● STATED TASK
Starting with the first line of the data below, copy each line up to and including the one containing "2022 18:19:54 GMT-0700". Pictures stay out.

# # #

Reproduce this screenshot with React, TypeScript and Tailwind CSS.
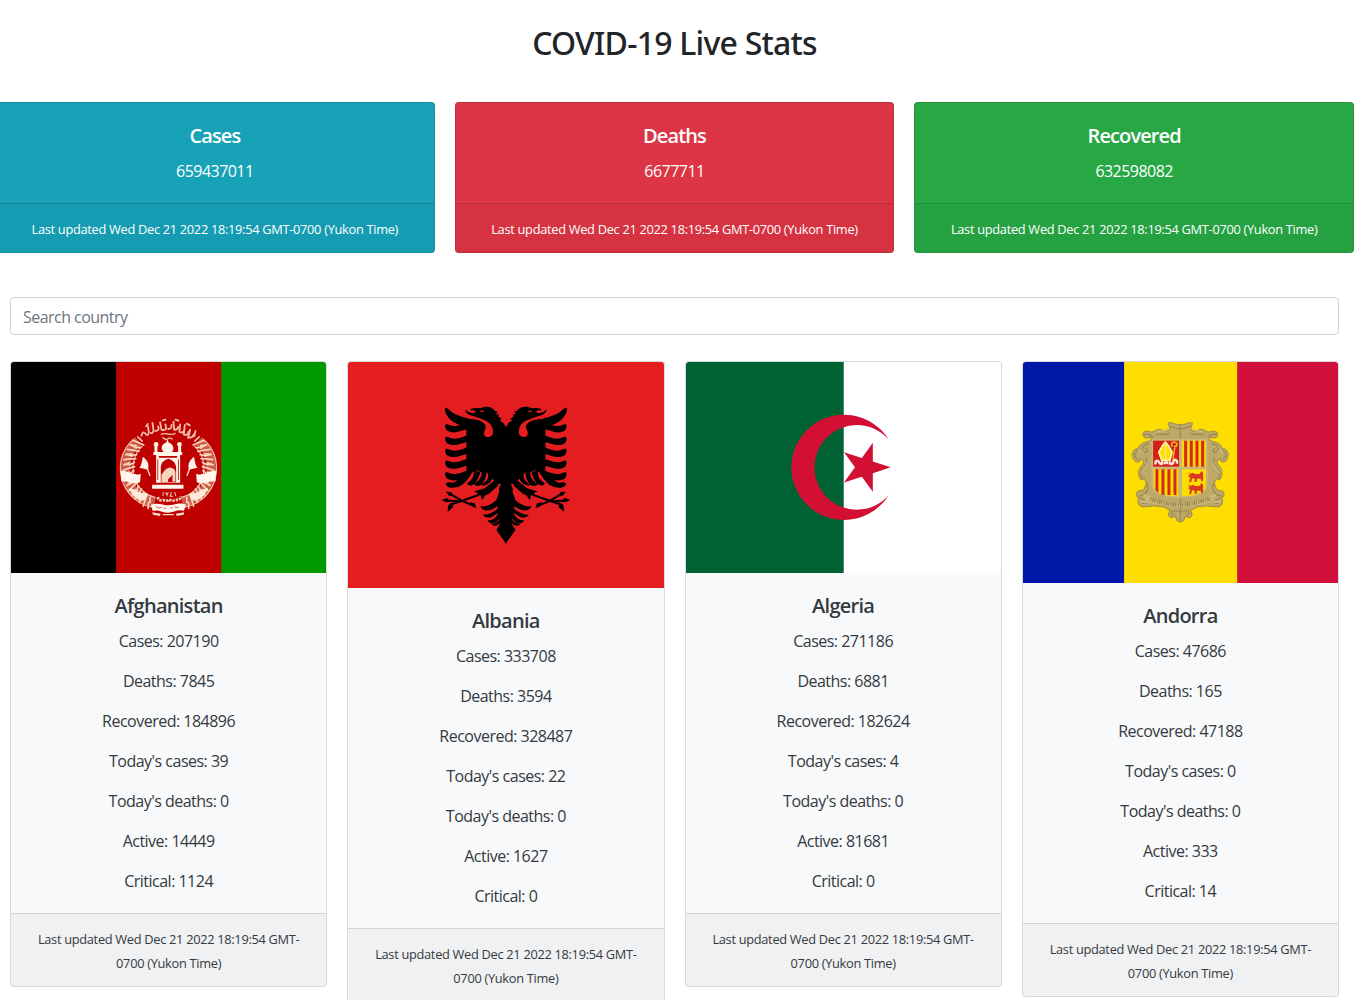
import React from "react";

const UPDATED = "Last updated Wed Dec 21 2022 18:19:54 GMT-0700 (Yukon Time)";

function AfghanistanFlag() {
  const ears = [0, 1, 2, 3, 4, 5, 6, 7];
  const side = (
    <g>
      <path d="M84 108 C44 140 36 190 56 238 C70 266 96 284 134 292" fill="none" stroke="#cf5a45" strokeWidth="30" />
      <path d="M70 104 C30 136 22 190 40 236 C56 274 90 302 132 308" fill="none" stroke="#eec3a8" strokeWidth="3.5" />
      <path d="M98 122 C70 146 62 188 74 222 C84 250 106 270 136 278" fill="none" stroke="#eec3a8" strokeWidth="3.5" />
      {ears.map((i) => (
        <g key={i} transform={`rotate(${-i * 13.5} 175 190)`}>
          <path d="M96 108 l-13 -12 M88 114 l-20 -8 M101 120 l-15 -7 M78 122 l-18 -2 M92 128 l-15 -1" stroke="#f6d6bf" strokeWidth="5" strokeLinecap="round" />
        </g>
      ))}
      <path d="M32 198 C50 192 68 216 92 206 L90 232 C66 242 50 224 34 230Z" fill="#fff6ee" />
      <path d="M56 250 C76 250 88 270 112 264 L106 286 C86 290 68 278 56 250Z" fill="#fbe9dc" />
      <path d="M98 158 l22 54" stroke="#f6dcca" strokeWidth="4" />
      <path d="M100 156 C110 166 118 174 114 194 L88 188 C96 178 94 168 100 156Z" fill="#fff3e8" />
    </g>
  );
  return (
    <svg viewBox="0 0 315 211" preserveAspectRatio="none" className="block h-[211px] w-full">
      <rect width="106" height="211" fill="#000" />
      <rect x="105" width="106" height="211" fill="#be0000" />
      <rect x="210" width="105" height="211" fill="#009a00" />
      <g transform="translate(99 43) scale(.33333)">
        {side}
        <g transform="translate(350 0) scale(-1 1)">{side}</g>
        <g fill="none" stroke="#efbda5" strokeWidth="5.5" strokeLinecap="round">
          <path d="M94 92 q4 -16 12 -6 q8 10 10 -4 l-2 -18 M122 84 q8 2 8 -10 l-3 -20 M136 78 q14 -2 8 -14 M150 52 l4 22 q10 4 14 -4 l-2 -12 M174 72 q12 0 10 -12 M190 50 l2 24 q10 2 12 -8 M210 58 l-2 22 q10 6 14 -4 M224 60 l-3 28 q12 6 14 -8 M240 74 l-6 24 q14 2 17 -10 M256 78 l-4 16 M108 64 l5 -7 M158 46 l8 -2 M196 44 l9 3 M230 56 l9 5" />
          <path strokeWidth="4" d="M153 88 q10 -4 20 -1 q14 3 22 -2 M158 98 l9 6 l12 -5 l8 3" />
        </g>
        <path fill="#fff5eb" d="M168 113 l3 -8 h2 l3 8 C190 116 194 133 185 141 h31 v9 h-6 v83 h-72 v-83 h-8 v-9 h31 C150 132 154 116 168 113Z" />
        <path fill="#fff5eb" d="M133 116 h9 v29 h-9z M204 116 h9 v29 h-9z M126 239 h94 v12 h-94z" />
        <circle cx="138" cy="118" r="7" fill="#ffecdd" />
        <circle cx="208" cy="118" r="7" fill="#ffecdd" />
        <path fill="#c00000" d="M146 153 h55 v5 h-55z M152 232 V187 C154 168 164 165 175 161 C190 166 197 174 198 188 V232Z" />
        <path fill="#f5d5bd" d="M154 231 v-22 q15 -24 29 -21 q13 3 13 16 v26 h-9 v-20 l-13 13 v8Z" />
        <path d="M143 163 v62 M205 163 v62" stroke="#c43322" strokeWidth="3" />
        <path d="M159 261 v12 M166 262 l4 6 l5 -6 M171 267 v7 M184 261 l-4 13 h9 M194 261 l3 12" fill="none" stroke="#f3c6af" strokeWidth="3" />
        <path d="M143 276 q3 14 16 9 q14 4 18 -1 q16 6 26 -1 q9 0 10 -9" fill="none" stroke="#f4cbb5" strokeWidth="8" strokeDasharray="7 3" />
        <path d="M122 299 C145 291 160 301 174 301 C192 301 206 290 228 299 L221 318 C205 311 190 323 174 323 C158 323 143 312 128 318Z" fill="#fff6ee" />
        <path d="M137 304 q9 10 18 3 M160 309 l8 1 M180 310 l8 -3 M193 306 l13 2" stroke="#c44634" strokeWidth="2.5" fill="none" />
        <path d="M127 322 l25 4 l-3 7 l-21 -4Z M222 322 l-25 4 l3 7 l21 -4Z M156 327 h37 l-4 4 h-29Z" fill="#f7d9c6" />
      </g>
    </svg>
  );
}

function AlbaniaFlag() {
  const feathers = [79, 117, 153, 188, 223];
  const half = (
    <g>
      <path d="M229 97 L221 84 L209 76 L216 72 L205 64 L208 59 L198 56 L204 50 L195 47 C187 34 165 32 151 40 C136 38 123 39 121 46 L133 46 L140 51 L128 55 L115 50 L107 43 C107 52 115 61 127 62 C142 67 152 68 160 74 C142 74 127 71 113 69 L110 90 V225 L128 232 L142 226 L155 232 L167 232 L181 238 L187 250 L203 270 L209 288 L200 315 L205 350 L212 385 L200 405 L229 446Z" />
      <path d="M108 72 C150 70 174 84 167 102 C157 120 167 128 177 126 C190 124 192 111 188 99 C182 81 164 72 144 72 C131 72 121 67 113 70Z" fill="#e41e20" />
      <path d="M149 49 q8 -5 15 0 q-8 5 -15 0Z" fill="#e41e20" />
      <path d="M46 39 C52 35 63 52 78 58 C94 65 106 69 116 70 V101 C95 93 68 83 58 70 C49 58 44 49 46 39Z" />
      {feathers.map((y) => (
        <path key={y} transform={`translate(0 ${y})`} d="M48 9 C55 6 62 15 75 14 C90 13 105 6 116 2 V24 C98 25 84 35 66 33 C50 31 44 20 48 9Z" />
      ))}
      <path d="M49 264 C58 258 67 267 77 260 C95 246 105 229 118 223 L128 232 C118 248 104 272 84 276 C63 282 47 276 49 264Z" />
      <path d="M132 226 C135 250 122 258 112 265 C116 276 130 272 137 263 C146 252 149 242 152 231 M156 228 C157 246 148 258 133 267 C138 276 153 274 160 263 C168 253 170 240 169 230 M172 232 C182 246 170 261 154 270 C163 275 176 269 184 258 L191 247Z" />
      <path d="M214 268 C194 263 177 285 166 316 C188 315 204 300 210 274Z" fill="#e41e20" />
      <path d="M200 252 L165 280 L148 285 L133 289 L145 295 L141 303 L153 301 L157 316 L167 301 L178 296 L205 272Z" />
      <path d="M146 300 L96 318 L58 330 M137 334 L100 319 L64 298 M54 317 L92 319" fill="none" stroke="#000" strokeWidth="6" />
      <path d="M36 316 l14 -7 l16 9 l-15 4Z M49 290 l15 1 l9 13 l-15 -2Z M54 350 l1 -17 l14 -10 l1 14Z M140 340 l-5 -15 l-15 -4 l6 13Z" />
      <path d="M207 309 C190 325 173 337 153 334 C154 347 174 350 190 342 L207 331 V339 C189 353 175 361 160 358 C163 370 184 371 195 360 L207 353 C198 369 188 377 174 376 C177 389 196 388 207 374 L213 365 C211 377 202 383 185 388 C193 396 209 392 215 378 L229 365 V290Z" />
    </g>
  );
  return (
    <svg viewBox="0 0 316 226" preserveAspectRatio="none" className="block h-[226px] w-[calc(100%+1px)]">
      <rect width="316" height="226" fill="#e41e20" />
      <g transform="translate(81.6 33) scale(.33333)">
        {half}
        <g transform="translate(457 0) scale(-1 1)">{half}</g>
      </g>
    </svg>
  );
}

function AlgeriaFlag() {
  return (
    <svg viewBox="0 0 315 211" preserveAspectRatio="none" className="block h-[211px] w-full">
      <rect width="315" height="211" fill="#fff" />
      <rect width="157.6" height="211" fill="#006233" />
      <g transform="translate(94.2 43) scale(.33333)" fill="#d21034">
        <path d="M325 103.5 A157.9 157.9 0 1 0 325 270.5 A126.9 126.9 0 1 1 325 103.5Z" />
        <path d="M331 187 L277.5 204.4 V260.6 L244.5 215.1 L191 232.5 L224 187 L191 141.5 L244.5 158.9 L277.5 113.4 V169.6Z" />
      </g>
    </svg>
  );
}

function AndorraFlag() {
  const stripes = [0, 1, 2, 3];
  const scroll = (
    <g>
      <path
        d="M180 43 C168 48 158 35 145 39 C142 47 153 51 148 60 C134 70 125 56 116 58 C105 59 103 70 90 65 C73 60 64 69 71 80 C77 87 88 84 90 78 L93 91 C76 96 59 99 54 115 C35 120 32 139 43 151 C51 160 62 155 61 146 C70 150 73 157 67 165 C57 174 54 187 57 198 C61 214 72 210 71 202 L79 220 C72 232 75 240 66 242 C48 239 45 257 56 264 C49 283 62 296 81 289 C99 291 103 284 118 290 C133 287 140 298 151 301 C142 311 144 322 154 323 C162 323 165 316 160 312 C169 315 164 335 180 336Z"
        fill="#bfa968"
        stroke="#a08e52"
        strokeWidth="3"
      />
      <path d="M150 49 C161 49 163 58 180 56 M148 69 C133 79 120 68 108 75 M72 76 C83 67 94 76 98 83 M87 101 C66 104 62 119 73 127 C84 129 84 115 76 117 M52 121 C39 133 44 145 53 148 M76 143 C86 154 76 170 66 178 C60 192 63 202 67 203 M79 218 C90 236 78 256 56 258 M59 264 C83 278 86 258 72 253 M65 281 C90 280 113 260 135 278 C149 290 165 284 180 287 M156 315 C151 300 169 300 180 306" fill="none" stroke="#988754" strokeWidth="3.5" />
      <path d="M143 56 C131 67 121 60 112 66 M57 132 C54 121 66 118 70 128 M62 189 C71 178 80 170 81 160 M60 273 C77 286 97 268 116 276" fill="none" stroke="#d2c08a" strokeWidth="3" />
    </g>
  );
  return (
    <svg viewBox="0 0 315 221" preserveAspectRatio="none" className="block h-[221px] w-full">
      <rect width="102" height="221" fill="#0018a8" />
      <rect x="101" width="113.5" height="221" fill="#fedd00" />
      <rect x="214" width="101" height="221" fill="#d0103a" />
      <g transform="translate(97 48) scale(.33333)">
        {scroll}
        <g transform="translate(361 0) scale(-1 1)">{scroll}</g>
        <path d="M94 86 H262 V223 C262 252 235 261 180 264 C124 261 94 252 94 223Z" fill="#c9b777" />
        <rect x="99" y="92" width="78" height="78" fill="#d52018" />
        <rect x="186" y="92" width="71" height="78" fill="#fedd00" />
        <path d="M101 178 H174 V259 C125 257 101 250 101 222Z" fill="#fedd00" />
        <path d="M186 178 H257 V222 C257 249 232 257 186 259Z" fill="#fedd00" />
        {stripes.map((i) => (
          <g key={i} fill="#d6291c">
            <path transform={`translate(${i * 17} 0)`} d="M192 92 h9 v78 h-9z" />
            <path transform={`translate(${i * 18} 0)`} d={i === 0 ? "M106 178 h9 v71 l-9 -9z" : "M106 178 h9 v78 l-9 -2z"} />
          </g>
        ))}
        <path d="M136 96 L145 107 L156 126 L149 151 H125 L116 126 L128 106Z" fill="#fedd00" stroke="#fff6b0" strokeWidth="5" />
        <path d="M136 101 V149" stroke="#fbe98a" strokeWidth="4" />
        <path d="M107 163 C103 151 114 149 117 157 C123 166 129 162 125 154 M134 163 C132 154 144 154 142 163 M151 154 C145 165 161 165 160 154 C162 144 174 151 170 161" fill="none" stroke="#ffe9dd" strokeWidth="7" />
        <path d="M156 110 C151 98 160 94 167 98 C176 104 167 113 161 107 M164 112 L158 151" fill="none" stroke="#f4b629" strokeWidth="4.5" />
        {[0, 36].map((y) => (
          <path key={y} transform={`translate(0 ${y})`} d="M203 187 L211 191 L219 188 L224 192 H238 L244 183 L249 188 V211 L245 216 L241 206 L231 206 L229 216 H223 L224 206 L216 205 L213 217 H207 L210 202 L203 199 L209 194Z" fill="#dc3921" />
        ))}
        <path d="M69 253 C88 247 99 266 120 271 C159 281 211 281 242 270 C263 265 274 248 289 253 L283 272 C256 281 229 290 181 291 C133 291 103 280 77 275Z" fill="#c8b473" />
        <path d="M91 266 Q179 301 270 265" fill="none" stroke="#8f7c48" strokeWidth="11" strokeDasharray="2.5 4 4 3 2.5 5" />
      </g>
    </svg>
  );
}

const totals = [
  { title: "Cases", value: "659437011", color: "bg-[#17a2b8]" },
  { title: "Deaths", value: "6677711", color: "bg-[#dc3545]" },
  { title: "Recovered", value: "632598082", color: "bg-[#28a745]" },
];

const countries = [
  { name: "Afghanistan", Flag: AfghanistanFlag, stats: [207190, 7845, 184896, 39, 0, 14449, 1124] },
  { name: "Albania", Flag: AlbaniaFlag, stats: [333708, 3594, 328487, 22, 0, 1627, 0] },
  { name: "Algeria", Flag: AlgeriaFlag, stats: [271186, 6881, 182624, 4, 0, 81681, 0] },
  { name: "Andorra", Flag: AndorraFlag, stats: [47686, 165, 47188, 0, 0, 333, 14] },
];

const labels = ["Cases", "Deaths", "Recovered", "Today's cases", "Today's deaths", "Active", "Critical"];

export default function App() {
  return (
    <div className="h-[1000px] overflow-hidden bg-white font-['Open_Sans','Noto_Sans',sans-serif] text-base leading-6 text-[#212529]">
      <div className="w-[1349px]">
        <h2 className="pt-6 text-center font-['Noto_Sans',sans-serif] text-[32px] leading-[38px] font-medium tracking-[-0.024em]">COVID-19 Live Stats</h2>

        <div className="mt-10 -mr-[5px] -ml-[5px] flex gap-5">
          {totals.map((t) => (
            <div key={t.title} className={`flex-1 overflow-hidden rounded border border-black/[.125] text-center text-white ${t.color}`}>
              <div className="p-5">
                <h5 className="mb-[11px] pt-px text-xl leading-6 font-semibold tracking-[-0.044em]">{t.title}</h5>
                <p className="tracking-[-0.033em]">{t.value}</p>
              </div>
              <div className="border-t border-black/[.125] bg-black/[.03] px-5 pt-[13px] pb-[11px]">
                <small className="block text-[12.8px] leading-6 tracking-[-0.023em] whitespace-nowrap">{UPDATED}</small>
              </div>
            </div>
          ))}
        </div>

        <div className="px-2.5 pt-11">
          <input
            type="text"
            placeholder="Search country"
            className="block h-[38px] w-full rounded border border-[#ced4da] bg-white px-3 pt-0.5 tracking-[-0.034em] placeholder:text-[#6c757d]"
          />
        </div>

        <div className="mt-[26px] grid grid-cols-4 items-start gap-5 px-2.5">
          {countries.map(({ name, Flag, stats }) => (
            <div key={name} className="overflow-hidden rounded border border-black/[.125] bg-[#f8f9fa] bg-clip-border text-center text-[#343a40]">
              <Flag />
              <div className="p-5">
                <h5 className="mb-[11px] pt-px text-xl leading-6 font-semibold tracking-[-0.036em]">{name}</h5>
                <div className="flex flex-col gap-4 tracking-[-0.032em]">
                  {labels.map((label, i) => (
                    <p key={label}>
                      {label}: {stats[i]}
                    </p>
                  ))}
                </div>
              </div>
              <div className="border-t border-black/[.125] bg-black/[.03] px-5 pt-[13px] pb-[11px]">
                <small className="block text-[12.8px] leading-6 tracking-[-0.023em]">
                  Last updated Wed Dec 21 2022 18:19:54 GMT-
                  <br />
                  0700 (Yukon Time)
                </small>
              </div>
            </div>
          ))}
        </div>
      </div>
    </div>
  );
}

# # #

● ANSWER TO THIS TASK
Reproduce this screenshot with React, TypeScript and Tailwind CSS.
import React from "react";

const UPDATED = "Last updated Wed Dec 21 2022 18:19:54 GMT-0700 (Yukon Time)";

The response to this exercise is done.